⟨

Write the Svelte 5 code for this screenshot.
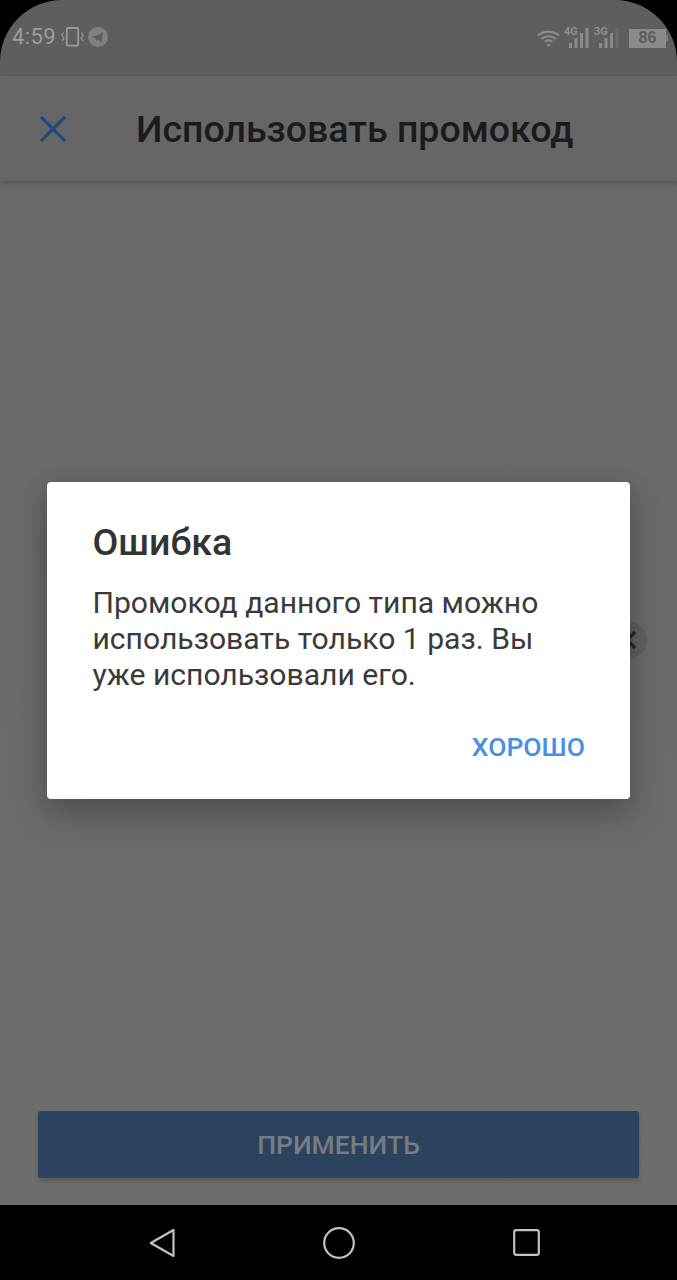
<script lang="ts">
	const title = 'Использовать промокод';
	const message = 'Промокод данного типа можно использовать только 1 раз. Вы уже использовали его.';
</script>

<div class="screen">
	<div class="statusbar">
		<div class="status-left">
			<span class="time">4:59</span>
			<svg class="vibrate" width="23" height="20" viewBox="0 0 23 20" fill="none" stroke="#9a9a9a">
				<rect x="5.8" y="1" width="11.4" height="17.6" rx="1" stroke-width="1.8" />
				<path d="M2.6 5.5 L0.8 8.5 L3 11 L1 14" stroke-width="1.1" />
				<path d="M20.4 5.5 L22.2 8.5 L20 11 L22 14" stroke-width="1.1" />
			</svg>
			<svg class="telegram" width="20" height="20" viewBox="0 0 20 20">
				<circle cx="10" cy="10" r="10" fill="#808080" />
				<path d="M3.6 10.2 L15.4 5.2 L13.4 15.2 L9.8 12.6 L8.2 14.2 L7.8 11.4 Z" fill="#5e5e5e" />
			</svg>
		</div>
		<div class="status-right">
			<svg width="23" height="19" viewBox="0 0 24 19" fill="none" stroke="#8e8e8e" stroke-width="2">
				<path d="M1 6.5 C7 1 17 1 23 6.5" />
				<path d="M4.5 10 C9 6 15 6 19.5 10" />
				<path d="M8 13 C10.5 11 13.5 11 16 13" />
				<path d="M9.5 15.5 L14.5 15.5 L12 18.5 Z" fill="#8e8e8e" stroke="none" />
			</svg>
			<div class="signal">
				<span class="net">4G</span>
				<svg width="22" height="20" viewBox="0 0 22 20" fill="#8a8a8a">
					<rect x="2" y="15" width="3" height="5" />
					<rect x="7.5" y="10" width="3" height="10" />
					<rect x="13" y="5" width="3" height="15" />
					<rect x="18.5" y="0" width="3" height="20" />
				</svg>
			</div>
			<div class="signal">
				<span class="net">3G</span>
				<svg width="22" height="20" viewBox="0 0 22 20" fill="#8a8a8a">
					<rect x="2" y="15" width="3" height="5" />
					<rect x="7.5" y="10" width="3" height="10" />
					<rect x="13" y="5" width="3" height="15" />
					<rect x="18.5" y="0" width="3" height="20" fill="#6c6c6c" />
				</svg>
			</div>
			<div class="battery"><span>86</span></div>
		</div>
	</div>

	<header class="topbar">
		<svg class="close" width="26" height="26" viewBox="0 0 26 26" stroke="#1f4a78" stroke-width="3.2">
			<path d="M1 1 L25 25 M25 1 L1 25" />
		</svg>
		<h1>{title}</h1>
	</header>

	<main class="content">
		<div class="field">
			<div class="clear">
				<svg width="20" height="20" viewBox="0 0 20 20" stroke="#262626" stroke-width="3.4">
					<path d="M2 2 L18 18 M18 2 L2 18" />
				</svg>
			</div>
		</div>
		<button class="apply">ПРИМЕНИТЬ</button>
	</main>

	<nav class="navbar">
		<svg width="26" height="30" viewBox="0 0 26 30" fill="none" stroke="#c2c2c2" stroke-width="2.2">
			<path d="M24.5 2 L24.5 28 L1.8 15 Z" stroke-linejoin="round" />
		</svg>
		<svg width="32" height="32" viewBox="0 0 32 32" fill="none" stroke="#c2c2c2" stroke-width="2.2">
			<circle cx="16" cy="16" r="14.8" />
		</svg>
		<svg class="recents" width="27" height="27" viewBox="0 0 27 27" fill="none" stroke="#c2c2c2" stroke-width="2.2">
			<rect x="1.2" y="1.2" width="24.6" height="24.6" rx="2" />
		</svg>
	</nav>

	<div class="dialog" role="alertdialog">
		<h2>Ошибка</h2>
		<p>{message}</p>
		<div class="actions">
			<button class="ok">ХОРОШО</button>
		</div>
	</div>
</div>

<style>
	:global(body) {
		background: #000;
	}

	.screen {
		position: relative;
		width: 677px;
		height: 1280px;
		display: flex;
		flex-direction: column;
		background: #000;
		font-family: Roboto, 'Noto Sans', sans-serif;
		overflow: hidden;
	}

	.statusbar {
		height: 76px;
		flex: none;
		display: flex;
		justify-content: space-between;
		align-items: flex-start;
		padding: 25px 11px 0 12px;
		box-sizing: border-box;
		background: #5e5e5e;
		border-radius: 62px 62px 0 0;
	}

	.status-left {
		display: flex;
		align-items: center;
		height: 24px;
	}

	.time {
		font-size: 22px;
		line-height: 24px;
		color: #9c9c9c;
		letter-spacing: 0.4px;
	}

	.vibrate {
		margin-left: 5px;
	}

	.telegram {
		margin-left: 4px;
	}

	.status-right {
		display: flex;
		align-items: center;
		height: 24px;
		margin-top: 1px;
	}

	.signal {
		position: relative;
		width: 22px;
		height: 20px;
		margin-left: 7px;
	}

	.signal + .signal {
		margin-left: 8px;
	}

	.net {
		position: absolute;
		left: -3px;
		top: -3px;
		font-size: 11px;
		font-weight: 700;
		color: #8e8e8e;
	}

	.battery {
		width: 37px;
		height: 19px;
		margin-left: 10px;
		background: #8b8b8b;
		display: flex;
		align-items: center;
		justify-content: center;
		position: relative;
	}

	.battery::after {
		content: '';
		position: absolute;
		right: -2px;
		top: 6px;
		width: 2px;
		height: 6px;
		background: #7a7a7a;
	}

	.battery span {
		font-family: 'Liberation Sans', sans-serif;
		font-size: 16px;
		font-weight: 700;
		color: #5c5c5c;
	}

	.topbar {
		height: 105px;
		flex: none;
		display: flex;
		align-items: center;
		padding-left: 40px;
		box-sizing: border-box;
		background: #666;
		box-shadow: 0 2px 5px rgba(0, 0, 0, 0.2);
		position: relative;
	}

	.close {
		flex: none;
	}

	h1 {
		margin: 0 0 0 70px;
		font-size: 37.5px;
		font-weight: 500;
		color: #1b1b1b;
		white-space: nowrap;
	}

	.content {
		flex: 1;
		display: flex;
		flex-direction: column;
		align-items: stretch;
		padding: 0 38px 27px;
		background: linear-gradient(#686868, #6d6d6d);
	}

	.field {
		flex: 1;
		display: flex;
		justify-content: flex-end;
		align-items: flex-start;
		padding-top: 440px;
		margin-right: -8px;
	}

	.clear {
		width: 38px;
		height: 38px;
		border-radius: 50%;
		background: #616161;
		display: flex;
		align-items: center;
		justify-content: center;
	}

	.clear svg {
		margin-right: 2px;
	}

	.apply {
		height: 67px;
		border: none;
		border-radius: 3px;
		background: #2c4360;
		color: #787b7f;
		font-family: inherit;
		font-size: 26.5px;
		font-weight: 500;
		box-shadow: 0 3px 4px rgba(0, 0, 0, 0.2);
	}

	.navbar {
		height: 75px;
		flex: none;
		display: flex;
		justify-content: center;
		align-items: center;
		gap: 148px;
		padding-left: 12px;
		background: #000;
	}

	.recents {
		margin-left: 10px;
	}

	.dialog {
		position: absolute;
		left: 47px;
		top: 482px;
		width: 583px;
		height: 317px;
		box-sizing: border-box;
		padding: 37px 45px 0 45.5px;
		background: #fff;
		border-radius: 4px;
		box-shadow: 0 18px 36px rgba(0, 0, 0, 0.2), 0 4px 24px rgba(0, 0, 0, 0.12);
	}

	h2 {
		margin: 0;
		font-size: 37.5px;
		line-height: 46px;
		font-weight: 500;
		color: #333;
	}

	p {
		margin: 20px 0 0;
		font-size: 30.1px;
		line-height: 36px;
		color: #3a3a3a;
	}

	.actions {
		display: flex;
		justify-content: flex-end;
		margin-top: 38px;
	}

	.ok {
		padding: 0;
		border: none;
		background: none;
		font-family: inherit;
		font-size: 26.5px;
		font-weight: 500;
		color: #4a90e2;
	}
</style>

⟩

## Directive
Using the data above, print every line exactly, omitting pictures.

## Answer to the problem
Write the Svelte 5 code for this screenshot.
<script lang="ts">
	const title = 'Использовать промокод';
	const message = 'Промокод данного типа можно использовать только 1 раз. Вы уже использовали его.';
</script>

<div class="screen">
	<div class="statusbar">
		<div class="status-left">
			<span class="time">4:59</span>
			<svg class="vibrate" width="23" height="20" viewBox="0 0 23 20" fill="none" stroke="#9a9a9a">
				<rect x="5.8" y="1" width="11.4" height="17.6" rx="1" stroke-width="1.8" />
				<path d="M2.6 5.5 L0.8 8.5 L3 11 L1 14" stroke-width="1.1" />
				<path d="M20.4 5.5 L22.2 8.5 L20 11 L22 14" stroke-width="1.1" />
			</svg>
			<svg class="telegram" width="20" height="20" viewBox="0 0 20 20">
				<circle cx="10" cy="10" r="10" fill="#808080" />
				<path d="M3.6 10.2 L15.4 5.2 L13.4 15.2 L9.8 12.6 L8.2 14.2 L7.8 11.4 Z" fill="#5e5e5e" />
			</svg>
		</div>
		<div class="status-right">
			<svg width="23" height="19" viewBox="0 0 24 19" fill="none" stroke="#8e8e8e" stroke-width="2">
				<path d="M1 6.5 C7 1 17 1 23 6.5" />
				<path d="M4.5 10 C9 6 15 6 19.5 10" />
				<path d="M8 13 C10.5 11 13.5 11 16 13" />
				<path d="M9.5 15.5 L14.5 15.5 L12 18.5 Z" fill="#8e8e8e" stroke="none" />
			</svg>
			<div class="signal">
				<span class="net">4G</span>
				<svg width="22" height="20" viewBox="0 0 22 20" fill="#8a8a8a">
					<rect x="2" y="15" width="3" height="5" />
					<rect x="7.5" y="10" width="3" height="10" />
					<rect x="13" y="5" width="3" height="15" />
					<rect x="18.5" y="0" width="3" height="20" />
				</svg>
			</div>
			<div class="signal">
				<span class="net">3G</span>
				<svg width="22" height="20" viewBox="0 0 22 20" fill="#8a8a8a">
					<rect x="2" y="15" width="3" height="5" />
					<rect x="7.5" y="10" width="3" height="10" />
					<rect x="13" y="5" width="3" height="15" />
					<rect x="18.5" y="0" width="3" height="20" fill="#6c6c6c" />
				</svg>
			</div>
			<div class="battery"><span>86</span></div>
		</div>
	</div>

	<header class="topbar">
		<svg class="close" width="26" height="26" viewBox="0 0 26 26" stroke="#1f4a78" stroke-width="3.2">
			<path d="M1 1 L25 25 M25 1 L1 25" />
		</svg>
		<h1>{title}</h1>
	</header>

	<main class="content">
		<div class="field">
			<div class="clear">
				<svg width="20" height="20" viewBox="0 0 20 20" stroke="#262626" stroke-width="3.4">
					<path d="M2 2 L18 18 M18 2 L2 18" />
				</svg>
			</div>
		</div>
		<button class="apply">ПРИМЕНИТЬ</button>
	</main>

	<nav class="navbar">
		<svg width="26" height="30" viewBox="0 0 26 30" fill="none" stroke="#c2c2c2" stroke-width="2.2">
			<path d="M24.5 2 L24.5 28 L1.8 15 Z" stroke-linejoin="round" />
		</svg>
		<svg width="32" height="32" viewBox="0 0 32 32" fill="none" stroke="#c2c2c2" stroke-width="2.2">
			<circle cx="16" cy="16" r="14.8" />
		</svg>
		<svg class="recents" width="27" height="27" viewBox="0 0 27 27" fill="none" stroke="#c2c2c2" stroke-width="2.2">
			<rect x="1.2" y="1.2" width="24.6" height="24.6" rx="2" />
		</svg>
	</nav>

	<div class="dialog" role="alertdialog">
		<h2>Ошибка</h2>
		<p>{message}</p>
		<div class="actions">
			<button class="ok">ХОРОШО</button>
		</div>
	</div>
</div>

<style>
	:global(body) {
		background: #000;
	}

	.screen {
		position: relative;
		width: 677px;
		height: 1280px;
		display: flex;
		flex-direction: column;
		background: #000;
		font-family: Roboto, 'Noto Sans', sans-serif;
		overflow: hidden;
	}

	.statusbar {
		height: 76px;
		flex: none;
		display: flex;
		justify-content: space-between;
		align-items: flex-start;
		padding: 25px 11px 0 12px;
		box-sizing: border-box;
		background: #5e5e5e;
		border-radius: 62px 62px 0 0;
	}

	.status-left {
		display: flex;
		align-items: center;
		height: 24px;
	}

	.time {
		font-size: 22px;
		line-height: 24px;
		color: #9c9c9c;
		letter-spacing: 0.4px;
	}

	.vibrate {
		margin-left: 5px;
	}

	.telegram {
		margin-left: 4px;
	}

	.status-right {
		display: flex;
		align-items: center;
		height: 24px;
		margin-top: 1px;
	}

	.signal {
		position: relative;
		width: 22px;
		height: 20px;
		margin-left: 7px;
	}

	.signal + .signal {
		margin-left: 8px;
	}

	.net {
		position: absolute;
		left: -3px;
		top: -3px;
		font-size: 11px;
		font-weight: 700;
		color: #8e8e8e;
	}

	.battery {
		width: 37px;
		height: 19px;
		margin-left: 10px;
		background: #8b8b8b;
		display: flex;
		align-items: center;
		justify-content: center;
		position: relative;
	}

	.battery::after {
		content: '';
		position: absolute;
		right: -2px;
		top: 6px;
		width: 2px;
		height: 6px;
		background: #7a7a7a;
	}

	.battery span {
		font-family: 'Liberation Sans', sans-serif;
		font-size: 16px;
		font-weight: 700;
		color: #5c5c5c;
	}

	.topbar {
		height: 105px;
		flex: none;
		display: flex;
		align-items: center;
		padding-left: 40px;
		box-sizing: border-box;
		background: #666;
		box-shadow: 0 2px 5px rgba(0, 0, 0, 0.2);
		position: relative;
	}

	.close {
		flex: none;
	}

	h1 {
		margin: 0 0 0 70px;
		font-size: 37.5px;
		font-weight: 500;
		color: #1b1b1b;
		white-space: nowrap;
	}

	.content {
		flex: 1;
		display: flex;
		flex-direction: column;
		align-items: stretch;
		padding: 0 38px 27px;
		background: linear-gradient(#686868, #6d6d6d);
	}

	.field {
		flex: 1;
		display: flex;
		justify-content: flex-end;
		align-items: flex-start;
		padding-top: 440px;
		margin-right: -8px;
	}

	.clear {
		width: 38px;
		height: 38px;
		border-radius: 50%;
		background: #616161;
		display: flex;
		align-items: center;
		justify-content: center;
	}

	.clear svg {
		margin-right: 2px;
	}

	.apply {
		height: 67px;
		border: none;
		border-radius: 3px;
		background: #2c4360;
		color: #787b7f;
		font-family: inherit;
		font-size: 26.5px;
		font-weight: 500;
		box-shadow: 0 3px 4px rgba(0, 0, 0, 0.2);
	}

	.navbar {
		height: 75px;
		flex: none;
		display: flex;
		justify-content: center;
		align-items: center;
		gap: 148px;
		padding-left: 12px;
		background: #000;
	}

	.recents {
		margin-left: 10px;
	}

	.dialog {
		position: absolute;
		left: 47px;
		top: 482px;
		width: 583px;
		height: 317px;
		box-sizing: border-box;
		padding: 37px 45px 0 45.5px;
		background: #fff;
		border-radius: 4px;
		box-shadow: 0 18px 36px rgba(0, 0, 0, 0.2), 0 4px 24px rgba(0, 0, 0, 0.12);
	}

	h2 {
		margin: 0;
		font-size: 37.5px;
		line-height: 46px;
		font-weight: 500;
		color: #333;
	}

	p {
		margin: 20px 0 0;
		font-size: 30.1px;
		line-height: 36px;
		color: #3a3a3a;
	}

	.actions {
		display: flex;
		justify-content: flex-end;
		margin-top: 38px;
	}

	.ok {
		padding: 0;
		border: none;
		background: none;
		font-family: inherit;
		font-size: 26.5px;
		font-weight: 500;
		color: #4a90e2;
	}
</style>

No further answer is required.